WHAT YOU NEED TO DO:
Write out the opening lines of the data word for word, up to and including the line with "number; name: string;", and leave every picture and every later line out.
>> START PROVIDED MATERIAL
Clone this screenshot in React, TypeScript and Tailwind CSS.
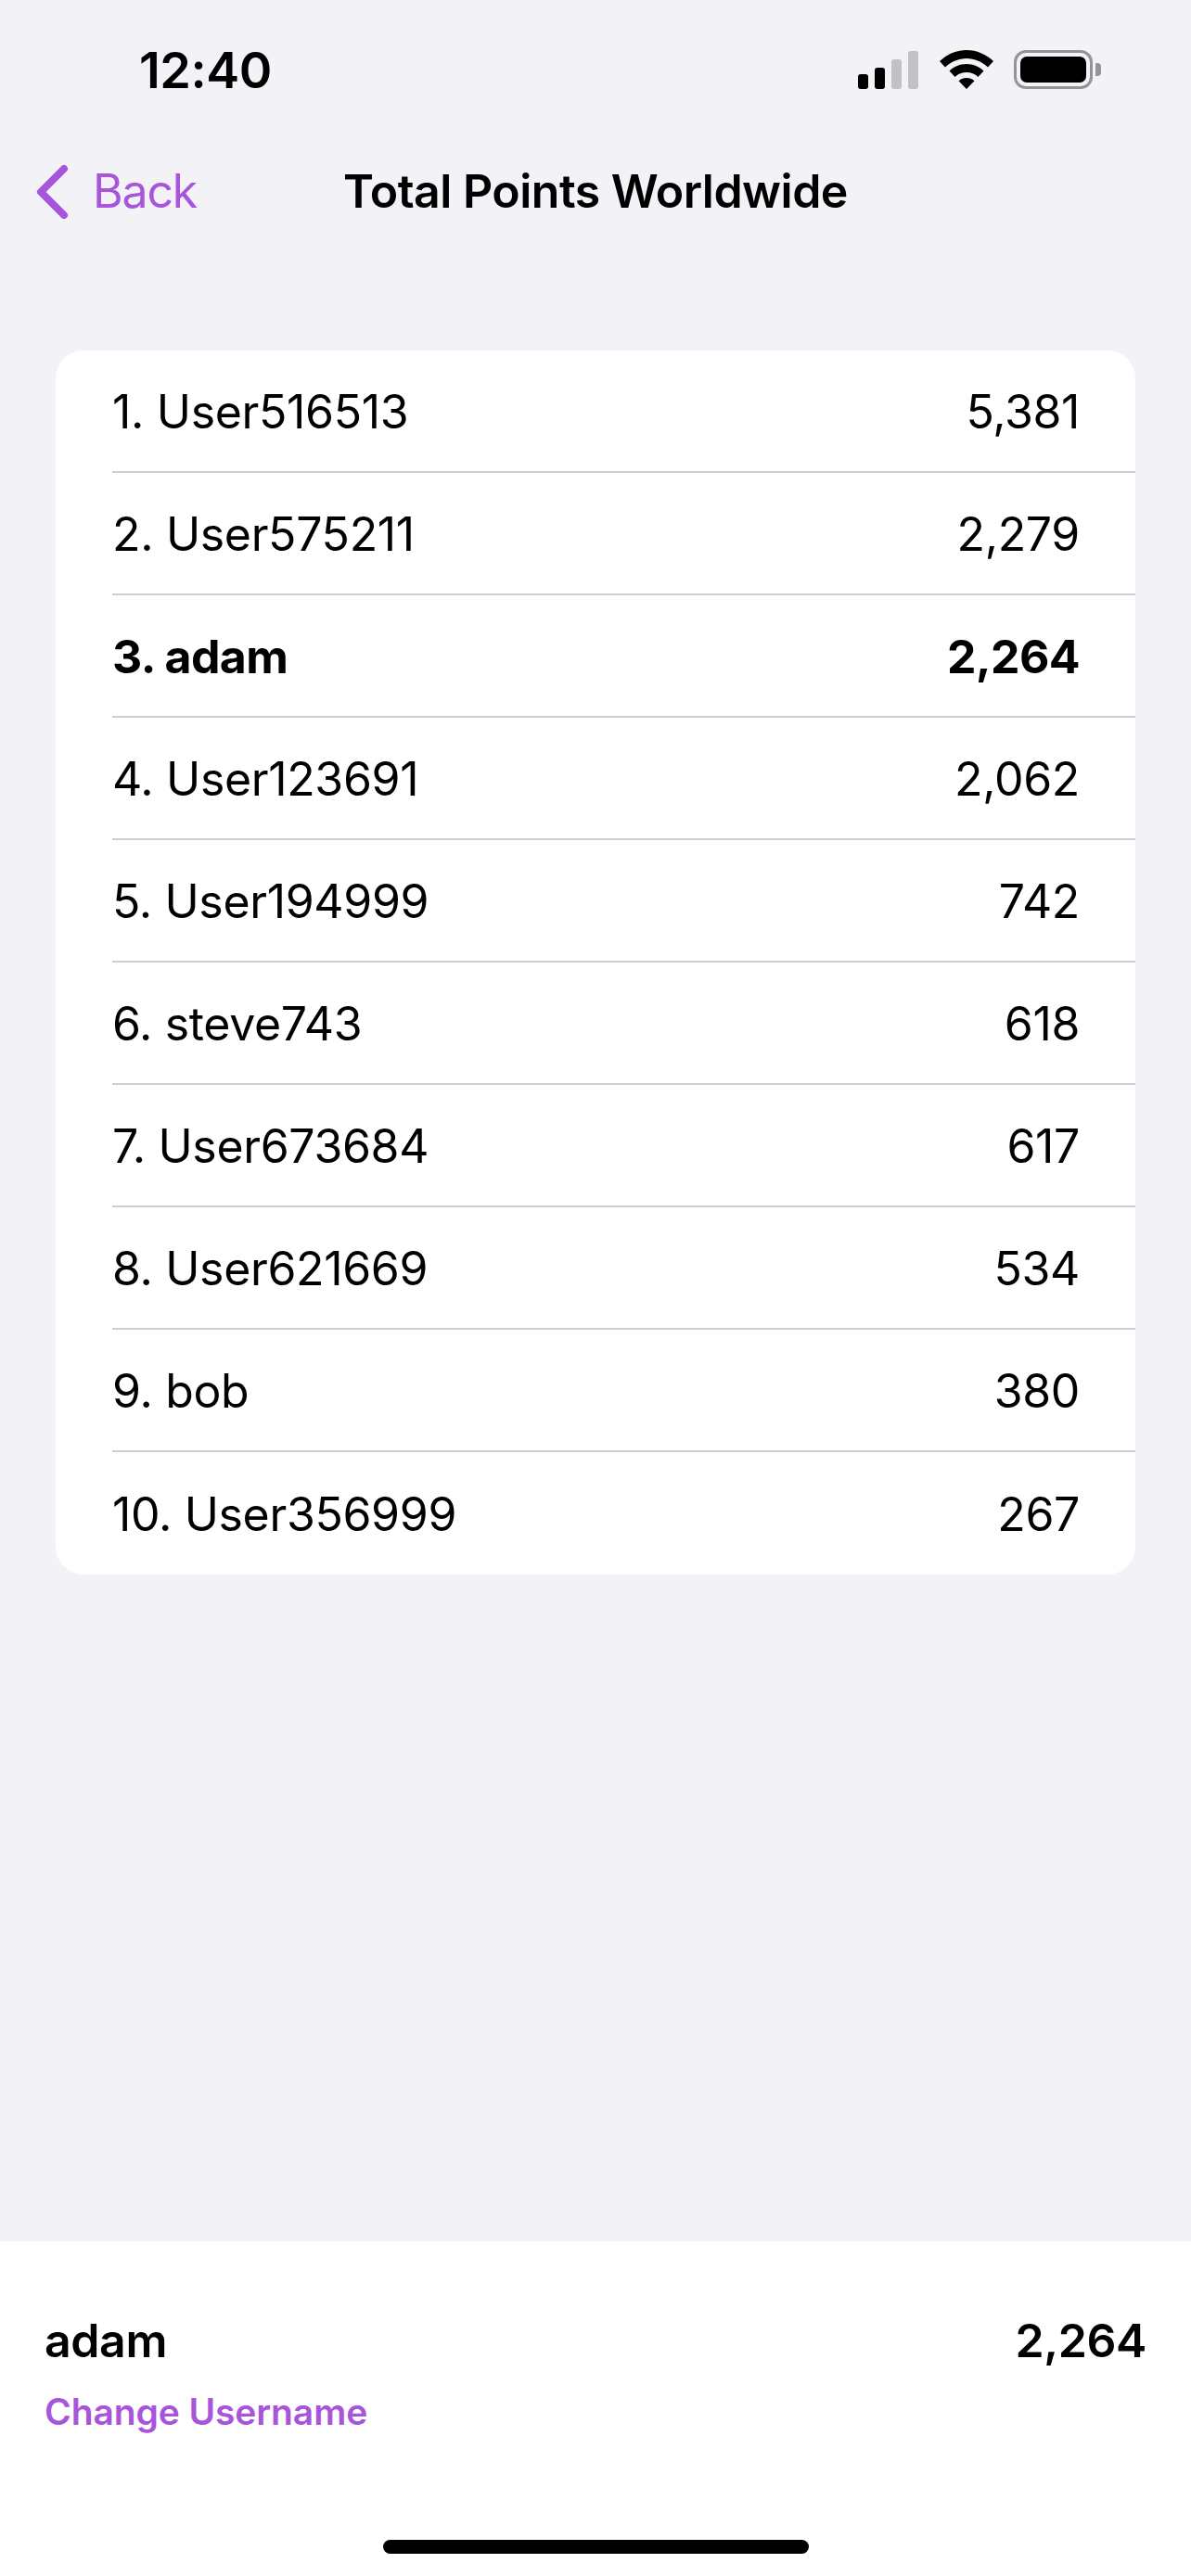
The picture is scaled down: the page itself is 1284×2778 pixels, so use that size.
const FONT = "font-['Inter','Liberation_Sans',sans-serif]";

type Score = { rank: number; name: string; points: string; isCurrentUser?: boolean };

const SCORES: Score[] = [
  { rank: 1, name: "User516513", points: "5,381" },
  { rank: 2, name: "User575211", points: "2,279" },
  { rank: 3, name: "adam", points: "2,264", isCurrentUser: true },
  { rank: 4, name: "User123691", points: "2,062" },
  { rank: 5, name: "User194999", points: "742" },
  { rank: 6, name: "steve743", points: "618" },
  { rank: 7, name: "User673684", points: "617" },
  { rank: 8, name: "User621669", points: "534" },
  { rank: 9, name: "bob", points: "380" },
  { rank: 10, name: "User356999", points: "267" },
];

function StatusIcons() {
  return (
    <div className="flex items-end">
      <div className="flex items-end gap-[7px]">
        <div className="h-[16px] w-[11px] rounded-[3px] bg-black" />
        <div className="h-[23px] w-[11px] rounded-[3px] bg-black" />
        <div className="h-[32px] w-[11px] rounded-[3px] bg-[#c1c1c6]" />
        <div className="h-[41px] w-[11px] rounded-[3px] bg-[#c1c1c6]" />
      </div>
      <svg className="ml-[23px]" width="58" height="42" viewBox="0 0 58 42">
        <path d="M29 0C18 0 8 4.500 0 12L6 18.500C12.500 12.500 20.500 9 29 9C37.500 9 45.500 12.500 52 18.500L58 12C50 4.500 40 0 29 0Z" fill="#000" />
        <path d="M29 15C22 15 15.500 17.700 10.500 22.500L16.500 29C20 25.700 24.300 24 29 24C33.700 24 38 25.700 41.500 29L47.500 22.500C42.500 17.700 36 15 29 15Z" fill="#000" />
        <path d="M29 30C25.800 30 23 31.200 20.500 33.200L29 42L37.500 33.200C35 31.200 32.200 30 29 30Z" fill="#000" />
      </svg>
      <div className="ml-[22px] flex items-center">
        <div className="flex h-[42px] w-[85px] rounded-[13px] border-[3px] border-[#949497] p-[4px]">
          <div className="flex-1 rounded-[7px] bg-black" />
        </div>
        <div className="ml-[3px] h-[14px] w-[6px] rounded-r-[4px] bg-[#949497]" />
      </div>
    </div>
  );
}

function ScoreRow({ score, isLast }: { score: Score; isLast: boolean }) {
  return (
    <div className="pl-[61px]">
      <div
        className={`flex h-[132px] items-center justify-between pt-[2px] pr-[60px] text-[50px] text-black ${
          score.isCurrentUser ? "font-bold tracking-[-0.6px]" : "font-normal tracking-[-0.35px]"
        } ${isLast ? "" : "border-b-2 border-[#d0d0d3]"}`}
      >
        <span>
          {score.rank}. {score.name}
        </span>
        <span>{score.points}</span>
      </div>
    </div>
  );
}

export default function App() {
  return (
    <div className={`flex h-[2778px] w-[1284px] flex-col overflow-hidden bg-[#f2f2f7] ${FONT}`}>
      <div className="flex h-[96px] items-end justify-between pl-[150px] pr-[97px]">
        <span className="mb-[-7px] text-[54px] leading-[54px] font-semibold tracking-[-0.5px] text-black">12:40</span>
        <StatusIcons />
      </div>

      <div className="mt-[73px] grid h-[70px] grid-cols-[1fr_auto_1fr] items-center">
        <div className="flex items-center pl-[39px]">
          <svg width="36" height="58" viewBox="0 0 36 58" fill="none">
            <path d="M30 4L5 29L30 54" stroke="#a855db" strokeWidth="8" strokeLinecap="round" strokeLinejoin="round" />
          </svg>
          <span className="ml-[25px] text-[50px] tracking-[-1.2px] text-[#a855db]">Back</span>
        </div>
        <span className="text-[50px] font-semibold tracking-[-0.5px] text-black">Total Points Worldwide</span>
        <div />
      </div>

      <div className="mx-[60px] mt-[139px] overflow-hidden rounded-[30px] bg-white">
        {SCORES.map((score, i) => (
          <ScoreRow key={score.rank} score={score} isLast={i === SCORES.length - 1} />
        ))}
      </div>

      <div className="mt-auto flex h-[361px] flex-col bg-white px-[48px] pt-[77px]">
        <div className="flex items-center justify-between text-[50px] leading-[60px] font-semibold tracking-[-0.4px] text-black">
          <span>adam</span>
          <span>2,264</span>
        </div>
        <button type="button" className="mt-[24px] self-start text-[39px] leading-[46px] font-semibold tracking-[-0.1px] text-[#a855db]">
          Change Username
        </button>
        <div className="mt-auto mb-[24px] h-[15px] w-[459px] self-center rounded-full bg-black" />
      </div>
    </div>
  );
}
>> END PROVIDED MATERIAL
RESULT OF THE EXERCISE:
Clone this screenshot in React, TypeScript and Tailwind CSS.
The picture is scaled down: the page itself is 1284×2778 pixels, so use that size.
const FONT = "font-['Inter','Liberation_Sans',sans-serif]";

type Score = { rank: number; name: string; points: string; isCurrentUser?: boolean };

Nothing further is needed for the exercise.